◆ Source records

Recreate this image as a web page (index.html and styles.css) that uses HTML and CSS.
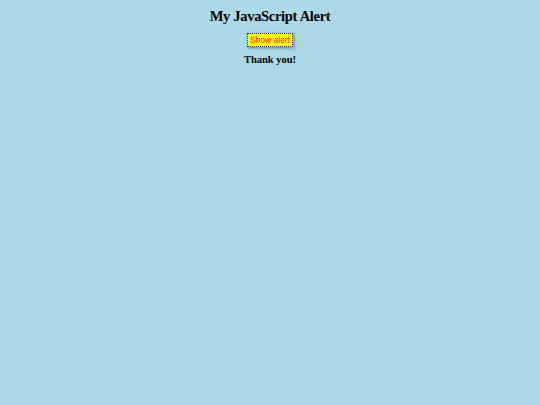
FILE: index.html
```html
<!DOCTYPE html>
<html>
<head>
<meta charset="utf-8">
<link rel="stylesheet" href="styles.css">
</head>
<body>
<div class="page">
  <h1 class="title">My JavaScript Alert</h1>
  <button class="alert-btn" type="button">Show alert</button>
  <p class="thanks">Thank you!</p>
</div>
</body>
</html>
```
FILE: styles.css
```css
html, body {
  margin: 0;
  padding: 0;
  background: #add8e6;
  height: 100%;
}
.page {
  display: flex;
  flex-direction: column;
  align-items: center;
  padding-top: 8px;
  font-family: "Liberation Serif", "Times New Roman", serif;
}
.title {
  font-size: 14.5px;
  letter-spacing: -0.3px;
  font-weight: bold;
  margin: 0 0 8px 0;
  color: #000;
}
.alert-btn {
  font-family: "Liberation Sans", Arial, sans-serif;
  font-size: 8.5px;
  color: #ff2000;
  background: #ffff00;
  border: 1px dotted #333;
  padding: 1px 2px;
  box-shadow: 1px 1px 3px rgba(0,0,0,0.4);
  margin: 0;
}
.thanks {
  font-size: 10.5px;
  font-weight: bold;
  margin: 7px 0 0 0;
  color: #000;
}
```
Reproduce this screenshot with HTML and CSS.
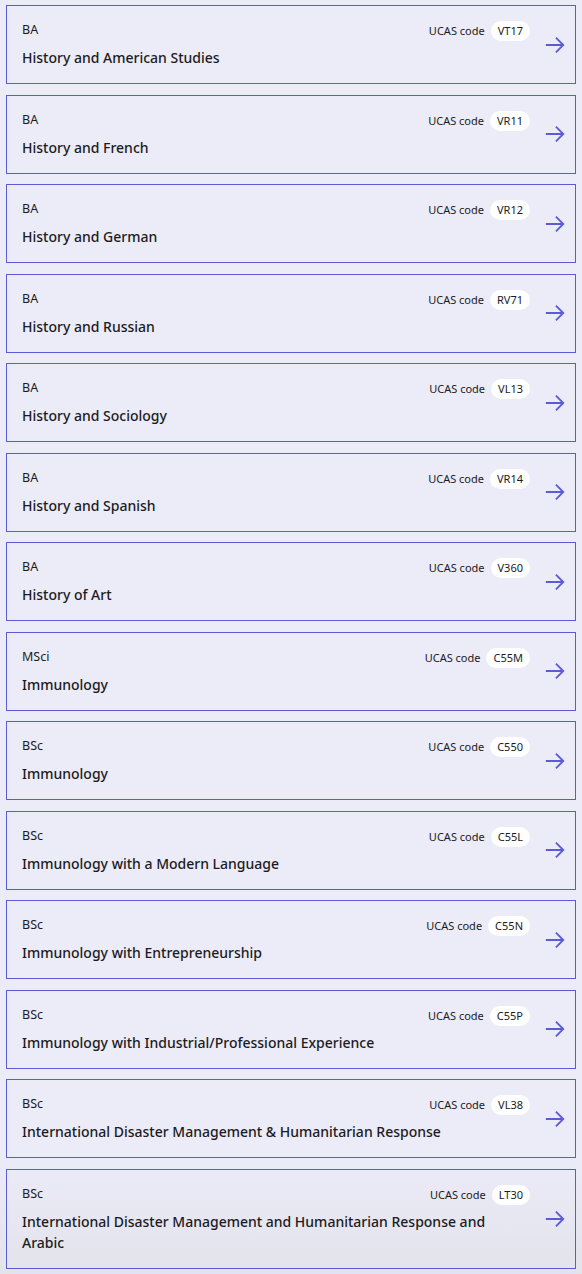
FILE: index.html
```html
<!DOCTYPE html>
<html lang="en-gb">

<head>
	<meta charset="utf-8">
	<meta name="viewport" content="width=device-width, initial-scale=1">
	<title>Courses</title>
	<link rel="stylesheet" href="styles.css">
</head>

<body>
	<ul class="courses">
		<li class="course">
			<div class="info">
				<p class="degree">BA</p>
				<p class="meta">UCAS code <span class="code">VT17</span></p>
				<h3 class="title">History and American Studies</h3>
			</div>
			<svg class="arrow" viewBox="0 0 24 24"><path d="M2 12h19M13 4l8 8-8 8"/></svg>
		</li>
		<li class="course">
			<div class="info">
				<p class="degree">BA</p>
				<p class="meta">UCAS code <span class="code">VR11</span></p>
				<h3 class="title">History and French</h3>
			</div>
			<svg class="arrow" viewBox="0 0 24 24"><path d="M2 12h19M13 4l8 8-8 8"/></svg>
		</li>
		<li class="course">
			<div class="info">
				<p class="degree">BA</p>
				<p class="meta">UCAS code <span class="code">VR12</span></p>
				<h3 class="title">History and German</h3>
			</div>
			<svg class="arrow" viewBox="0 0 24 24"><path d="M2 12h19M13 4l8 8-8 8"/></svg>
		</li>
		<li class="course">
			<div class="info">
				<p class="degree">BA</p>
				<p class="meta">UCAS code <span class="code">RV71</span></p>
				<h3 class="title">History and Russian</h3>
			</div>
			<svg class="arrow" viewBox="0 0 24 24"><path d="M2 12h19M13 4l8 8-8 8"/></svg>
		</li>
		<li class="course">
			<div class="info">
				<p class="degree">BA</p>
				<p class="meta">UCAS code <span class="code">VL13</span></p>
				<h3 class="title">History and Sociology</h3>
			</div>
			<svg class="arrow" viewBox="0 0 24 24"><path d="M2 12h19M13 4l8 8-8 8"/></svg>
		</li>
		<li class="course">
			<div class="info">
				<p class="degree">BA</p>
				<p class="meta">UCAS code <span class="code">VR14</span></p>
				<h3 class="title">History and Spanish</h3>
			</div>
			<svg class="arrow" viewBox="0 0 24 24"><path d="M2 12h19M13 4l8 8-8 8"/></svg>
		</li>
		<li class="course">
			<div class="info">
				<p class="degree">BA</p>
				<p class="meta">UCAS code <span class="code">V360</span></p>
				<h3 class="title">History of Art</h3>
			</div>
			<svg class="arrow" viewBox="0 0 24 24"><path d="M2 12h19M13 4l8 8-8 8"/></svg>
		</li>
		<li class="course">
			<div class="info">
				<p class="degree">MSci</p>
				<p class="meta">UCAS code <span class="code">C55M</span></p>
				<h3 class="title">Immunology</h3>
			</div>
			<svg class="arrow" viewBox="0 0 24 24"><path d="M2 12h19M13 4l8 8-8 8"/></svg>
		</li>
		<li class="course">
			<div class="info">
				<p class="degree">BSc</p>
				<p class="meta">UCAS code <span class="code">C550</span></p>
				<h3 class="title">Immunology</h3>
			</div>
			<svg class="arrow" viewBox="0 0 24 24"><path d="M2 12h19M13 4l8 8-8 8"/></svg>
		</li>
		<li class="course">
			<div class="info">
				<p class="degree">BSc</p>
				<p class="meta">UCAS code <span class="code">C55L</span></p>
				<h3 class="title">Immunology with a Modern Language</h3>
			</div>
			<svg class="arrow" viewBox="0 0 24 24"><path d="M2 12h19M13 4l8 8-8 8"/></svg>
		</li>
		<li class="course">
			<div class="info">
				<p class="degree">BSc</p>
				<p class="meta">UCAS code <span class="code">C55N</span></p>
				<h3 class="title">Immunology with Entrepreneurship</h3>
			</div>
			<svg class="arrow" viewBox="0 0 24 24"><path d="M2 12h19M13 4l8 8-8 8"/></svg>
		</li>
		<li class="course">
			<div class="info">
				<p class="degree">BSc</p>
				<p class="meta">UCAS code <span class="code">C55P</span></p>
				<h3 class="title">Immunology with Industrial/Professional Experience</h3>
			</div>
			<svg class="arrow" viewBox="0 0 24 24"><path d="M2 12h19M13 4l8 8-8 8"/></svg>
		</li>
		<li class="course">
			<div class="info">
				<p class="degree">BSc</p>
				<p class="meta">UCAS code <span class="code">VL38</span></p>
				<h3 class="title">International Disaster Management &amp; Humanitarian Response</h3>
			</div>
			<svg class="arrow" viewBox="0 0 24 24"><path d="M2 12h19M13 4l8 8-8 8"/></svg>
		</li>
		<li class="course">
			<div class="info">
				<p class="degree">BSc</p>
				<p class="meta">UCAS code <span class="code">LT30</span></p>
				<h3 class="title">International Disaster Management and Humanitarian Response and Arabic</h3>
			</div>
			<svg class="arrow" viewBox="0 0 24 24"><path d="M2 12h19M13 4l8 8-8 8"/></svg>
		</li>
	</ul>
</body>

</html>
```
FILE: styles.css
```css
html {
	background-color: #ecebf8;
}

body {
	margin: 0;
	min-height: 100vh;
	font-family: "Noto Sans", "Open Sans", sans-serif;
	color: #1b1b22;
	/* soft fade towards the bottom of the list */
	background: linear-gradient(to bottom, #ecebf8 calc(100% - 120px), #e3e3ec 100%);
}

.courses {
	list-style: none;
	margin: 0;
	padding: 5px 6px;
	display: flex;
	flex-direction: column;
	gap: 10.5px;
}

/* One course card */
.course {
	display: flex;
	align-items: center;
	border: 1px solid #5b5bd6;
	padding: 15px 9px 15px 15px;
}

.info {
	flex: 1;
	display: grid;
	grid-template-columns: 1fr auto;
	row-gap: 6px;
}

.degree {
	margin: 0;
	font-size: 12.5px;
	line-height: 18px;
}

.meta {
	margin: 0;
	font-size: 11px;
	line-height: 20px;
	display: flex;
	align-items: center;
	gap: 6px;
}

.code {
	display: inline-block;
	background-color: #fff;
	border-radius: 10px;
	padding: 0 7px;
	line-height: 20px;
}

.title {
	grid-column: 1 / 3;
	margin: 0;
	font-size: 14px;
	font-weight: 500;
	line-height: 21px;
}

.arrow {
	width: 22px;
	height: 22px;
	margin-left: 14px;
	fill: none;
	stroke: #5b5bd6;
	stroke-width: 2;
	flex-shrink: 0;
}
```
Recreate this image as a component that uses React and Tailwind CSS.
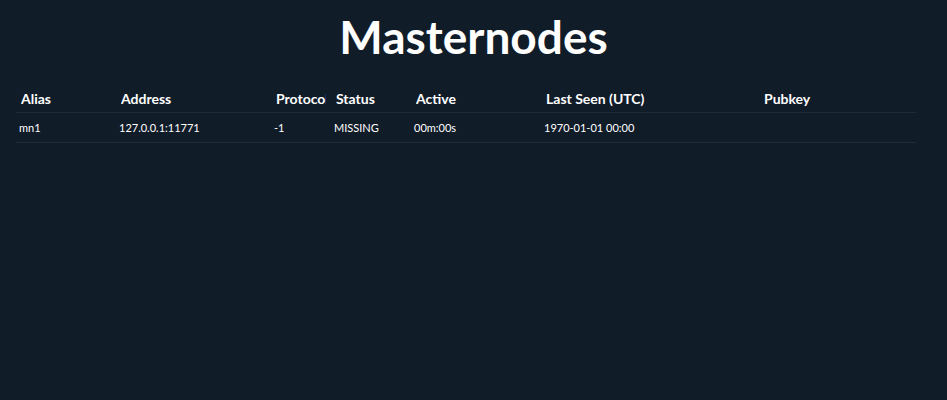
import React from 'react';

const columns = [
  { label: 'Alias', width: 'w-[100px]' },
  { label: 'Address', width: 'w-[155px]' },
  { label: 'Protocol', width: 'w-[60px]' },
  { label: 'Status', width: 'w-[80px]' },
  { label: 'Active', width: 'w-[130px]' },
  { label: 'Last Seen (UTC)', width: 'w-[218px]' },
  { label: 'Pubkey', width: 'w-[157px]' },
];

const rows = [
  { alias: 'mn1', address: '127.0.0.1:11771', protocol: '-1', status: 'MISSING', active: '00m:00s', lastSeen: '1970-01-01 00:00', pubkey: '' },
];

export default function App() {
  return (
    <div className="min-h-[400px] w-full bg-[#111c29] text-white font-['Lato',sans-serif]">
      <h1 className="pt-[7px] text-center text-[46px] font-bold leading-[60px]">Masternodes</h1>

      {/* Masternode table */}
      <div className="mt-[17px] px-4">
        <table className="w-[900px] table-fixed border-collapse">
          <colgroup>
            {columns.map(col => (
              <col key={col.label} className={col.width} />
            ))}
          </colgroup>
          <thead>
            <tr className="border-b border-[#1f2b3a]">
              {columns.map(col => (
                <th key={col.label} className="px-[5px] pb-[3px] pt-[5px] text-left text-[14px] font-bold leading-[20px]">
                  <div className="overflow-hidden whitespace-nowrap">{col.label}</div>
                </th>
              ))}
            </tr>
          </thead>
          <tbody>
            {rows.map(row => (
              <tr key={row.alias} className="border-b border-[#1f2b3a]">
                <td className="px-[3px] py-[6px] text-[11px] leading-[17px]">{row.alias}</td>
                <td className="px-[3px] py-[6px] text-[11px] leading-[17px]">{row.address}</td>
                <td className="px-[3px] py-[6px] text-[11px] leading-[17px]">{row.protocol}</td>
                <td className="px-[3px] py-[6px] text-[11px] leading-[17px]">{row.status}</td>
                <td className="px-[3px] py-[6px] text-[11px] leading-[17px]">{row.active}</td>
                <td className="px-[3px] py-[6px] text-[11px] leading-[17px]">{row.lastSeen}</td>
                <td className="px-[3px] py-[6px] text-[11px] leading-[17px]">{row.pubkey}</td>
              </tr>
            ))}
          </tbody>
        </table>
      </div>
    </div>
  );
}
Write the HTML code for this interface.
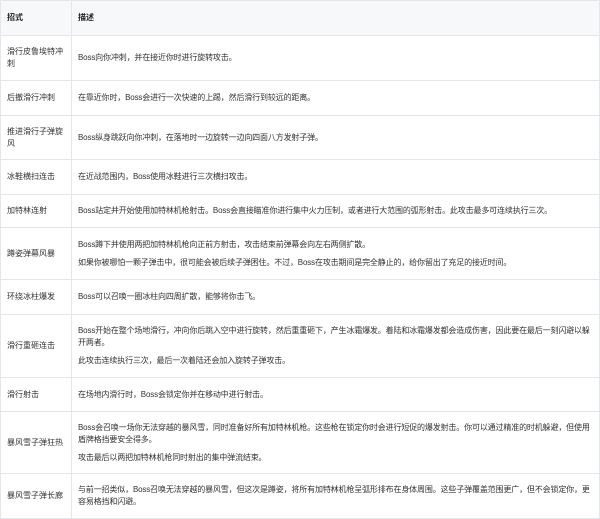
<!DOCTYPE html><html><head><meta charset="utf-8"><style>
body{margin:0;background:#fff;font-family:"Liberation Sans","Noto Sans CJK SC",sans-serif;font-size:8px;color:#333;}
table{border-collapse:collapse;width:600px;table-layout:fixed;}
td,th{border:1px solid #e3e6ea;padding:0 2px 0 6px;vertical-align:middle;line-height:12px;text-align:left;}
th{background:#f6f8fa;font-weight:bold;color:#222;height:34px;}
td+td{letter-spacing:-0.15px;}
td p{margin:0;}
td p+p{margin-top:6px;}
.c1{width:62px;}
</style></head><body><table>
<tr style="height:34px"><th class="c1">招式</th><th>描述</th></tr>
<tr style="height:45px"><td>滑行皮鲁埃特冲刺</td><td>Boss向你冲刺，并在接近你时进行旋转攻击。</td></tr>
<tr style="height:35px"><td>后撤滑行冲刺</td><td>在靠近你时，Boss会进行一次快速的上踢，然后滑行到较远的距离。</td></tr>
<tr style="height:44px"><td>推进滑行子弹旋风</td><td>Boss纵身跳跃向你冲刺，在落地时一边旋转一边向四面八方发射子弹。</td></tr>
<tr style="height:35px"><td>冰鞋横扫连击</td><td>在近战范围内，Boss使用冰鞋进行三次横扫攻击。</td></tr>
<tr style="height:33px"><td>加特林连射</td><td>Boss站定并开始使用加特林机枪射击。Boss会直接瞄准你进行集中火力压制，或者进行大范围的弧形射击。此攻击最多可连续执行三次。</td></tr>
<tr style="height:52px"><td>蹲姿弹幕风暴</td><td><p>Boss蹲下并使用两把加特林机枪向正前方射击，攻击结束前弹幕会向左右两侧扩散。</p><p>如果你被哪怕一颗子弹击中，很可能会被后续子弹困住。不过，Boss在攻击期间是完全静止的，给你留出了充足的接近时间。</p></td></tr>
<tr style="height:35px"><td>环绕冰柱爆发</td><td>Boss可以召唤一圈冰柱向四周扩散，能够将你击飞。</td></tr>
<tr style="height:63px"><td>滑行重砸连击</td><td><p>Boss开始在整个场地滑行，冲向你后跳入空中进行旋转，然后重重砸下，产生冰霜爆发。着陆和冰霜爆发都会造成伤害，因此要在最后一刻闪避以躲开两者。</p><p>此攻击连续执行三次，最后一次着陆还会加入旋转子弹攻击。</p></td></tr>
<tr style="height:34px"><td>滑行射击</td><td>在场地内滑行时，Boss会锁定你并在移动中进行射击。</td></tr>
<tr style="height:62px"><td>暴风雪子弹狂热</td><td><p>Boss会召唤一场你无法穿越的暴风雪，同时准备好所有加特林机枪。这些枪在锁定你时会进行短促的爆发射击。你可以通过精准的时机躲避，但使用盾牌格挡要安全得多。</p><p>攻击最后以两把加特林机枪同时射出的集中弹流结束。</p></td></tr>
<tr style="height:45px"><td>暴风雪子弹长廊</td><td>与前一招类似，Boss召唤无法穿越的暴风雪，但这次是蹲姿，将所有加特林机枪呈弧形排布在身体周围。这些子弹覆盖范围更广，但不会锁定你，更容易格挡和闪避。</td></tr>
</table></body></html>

◆ Aim
Copy every line that includes the string "this" from the material above.

◆ Full answer
Recreate this image as a web page (index.html and styles.css) that uses HTML and CSS.
Reproduce this screenshot with HTML and CSS.
Recreate this image as a component that uses React and Tailwind CSS.
Write the HTML code for this interface.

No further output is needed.